The Tunisian agency said the boat had sunk 40 miles off the coast of Sfax, south of the capital Tunis and that fishing boats had rescued the survivors.
Tunisia’s defence ministry said the boat had left from the Libyan port of Zouara aiming to reach Italy. Navy units have recovered only three bodies so far, it said in a statement.
Libya’s west coast is a main departure point for African migrants hoping to reach Europe by paying human traffickers, though numbers have dropped due to an Italian-led effort to disrupt smuggling networks and support the Libyan coast guard.

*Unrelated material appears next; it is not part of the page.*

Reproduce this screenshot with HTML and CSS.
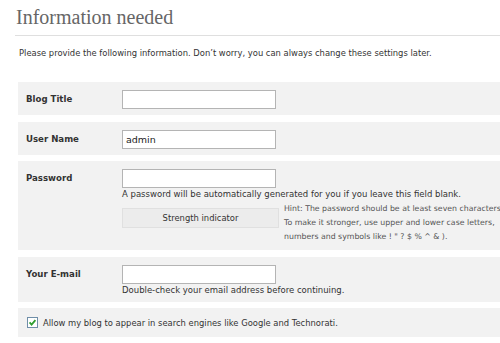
FILE: index.html
```html
<!DOCTYPE html>
<html lang="en">
<head>
    <meta charset="UTF-8">
    <title>Information needed</title>
    <link rel="stylesheet" href="styles.css">
</head>
<body>
    <div id="page">
        <h1>Information needed</h1>
        <p class="intro">Please provide the following information. Don&#8217;t worry, you can always change these settings later.</p>
        <div class="row">
            <div class="label">Blog Title</div>
            <div class="field"><input type="text" class="box"></div>
        </div>
        <div class="row">
            <div class="label">User Name</div>
            <div class="field"><input type="text" class="box" value="admin"></div>
        </div>
        <div class="row pass">
            <div class="label">Password</div>
            <div class="field">
                <input type="text" class="box">
                <div class="desc">A password will be automatically generated for you if you leave this field blank.</div>
                <div class="strength">
                    <div class="meter">Strength indicator</div>
                    <div class="hint">Hint: The password should be at least seven characters long.<br>To make it stronger, use upper and lower case letters,<br>numbers and symbols like ! " ? $ % ^ &amp; ).</div>
                </div>
            </div>
        </div>
        <div class="row mail">
            <div class="label">Your E-mail</div>
            <div class="field">
                <input type="text" class="box">
                <div class="desc">Double-check your email address before continuing.</div>
            </div>
        </div>
        <div class="row check">
            <svg class="tick" width="11" height="11" viewBox="0 0 11 11">
                <rect x="0.5" y="0.5" width="10" height="10" fill="#fff" stroke="#6f8ea8"/>
                <path d="M2.6 5.4 L4.6 7.6 L8.4 3.2" fill="none" stroke="#2f9e2f" stroke-width="1.8"/>
            </svg>
            <span>Allow my blog to appear in search engines like Google and Technorati.</span>
        </div>
    </div>
</body>
</html>
```

FILE: styles.css
```css
body{
    margin:0;
    background:#fff;
    font-family:"DejaVu Sans", Verdana, sans-serif;
    font-size:8.4px;
    color:#333;
    overflow:hidden;
}
#page{
    width:500px;
    overflow:hidden;
}
h1{
    font-family:"Liberation Serif", Georgia, serif;
    font-weight:normal;
    font-size:20px;
    color:#666;
    margin:0 0 0 15px;
    padding:6px 0 0 1px;
    height:29px;
    border-bottom:1px solid #dfdfdf;
}
.intro{
    margin:12px 0 0 19px;
    height:10px;
    line-height:10px;
    white-space:nowrap;
}
.row{
    display:flex;
    margin:24px 0 0 18px;
    background:#f2f2f2;
    padding:8px 0 6px;
}
.row + .row{
    margin-top:7px;
}
.label{
    width:96px;
    padding-left:8px;
    font-weight:bold;
    font-size:8.6px;
    line-height:19px;
    color:#333;
    flex:none;
}
.field{
    flex:1;
    min-width:0;
}
.box{
    display:block;
    box-sizing:border-box;
    width:154px;
    height:19px;
    margin:0;
    padding:0 3px;
    border:1px solid #b4b4b4;
    background:#fff;
    font-family:"DejaVu Sans", Verdana, sans-serif;
    font-size:9.5px;
    color:#222;
    outline:none;
}
.desc{
    font-size:8.5px;
    line-height:11px;
    margin-top:1px;
    white-space:nowrap;
}
.strength{
    display:flex;
    align-items:flex-start;
    margin-top:8px;
}
.meter{
    box-sizing:border-box;
    width:157px;
    height:20px;
    flex:none;
    background:#ececec;
    border:1px solid #e0e0e0;
    text-align:center;
    line-height:18px;
    color:#333;
}
.hint{
    margin:-6px 0 0 5px;
    font-size:7.8px;
    line-height:14px;
    color:#555;
    white-space:nowrap;
}
.pass{
    height:75px;
}
.row.pass{
    margin-top:6px;
}
.mail{
    height:31px;
}
.row.mail{
    margin-top:7px;
}
.check{
    align-items:center;
    height:29px;
    padding:0;
}
.row.check{
    margin-top:6px;
}
.tick{
    margin-left:9px;
    margin-right:5px;
    flex:none;
}
```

Earlier on Friday, UNHCR spokesman Babar Baloch said the United Nations had repeatedly voiced its concerns about the lack of boats to pick up migrants and refugees fleeing from “the horrendous and horrible situation” in Libya. It called on governments to step in.
Although the fighting in Libya has made the situation more difficult for people-trafficking rackets, international aid officials have warned that it could also prompt more Libyans to flee their country.
It was not immediately known from which countries the migrants involved in Friday’s tragedy were from.
According to UN agency the International Organization for Migration (IOM), 2,297 migrants died or went missing in the Mediterranean last year out of a total of 116,959 people who reached Europe by sea.
Some 117 migrants who left Libya in a rubber dinghy in January went missing and most remain unaccounted for, according to the IOM.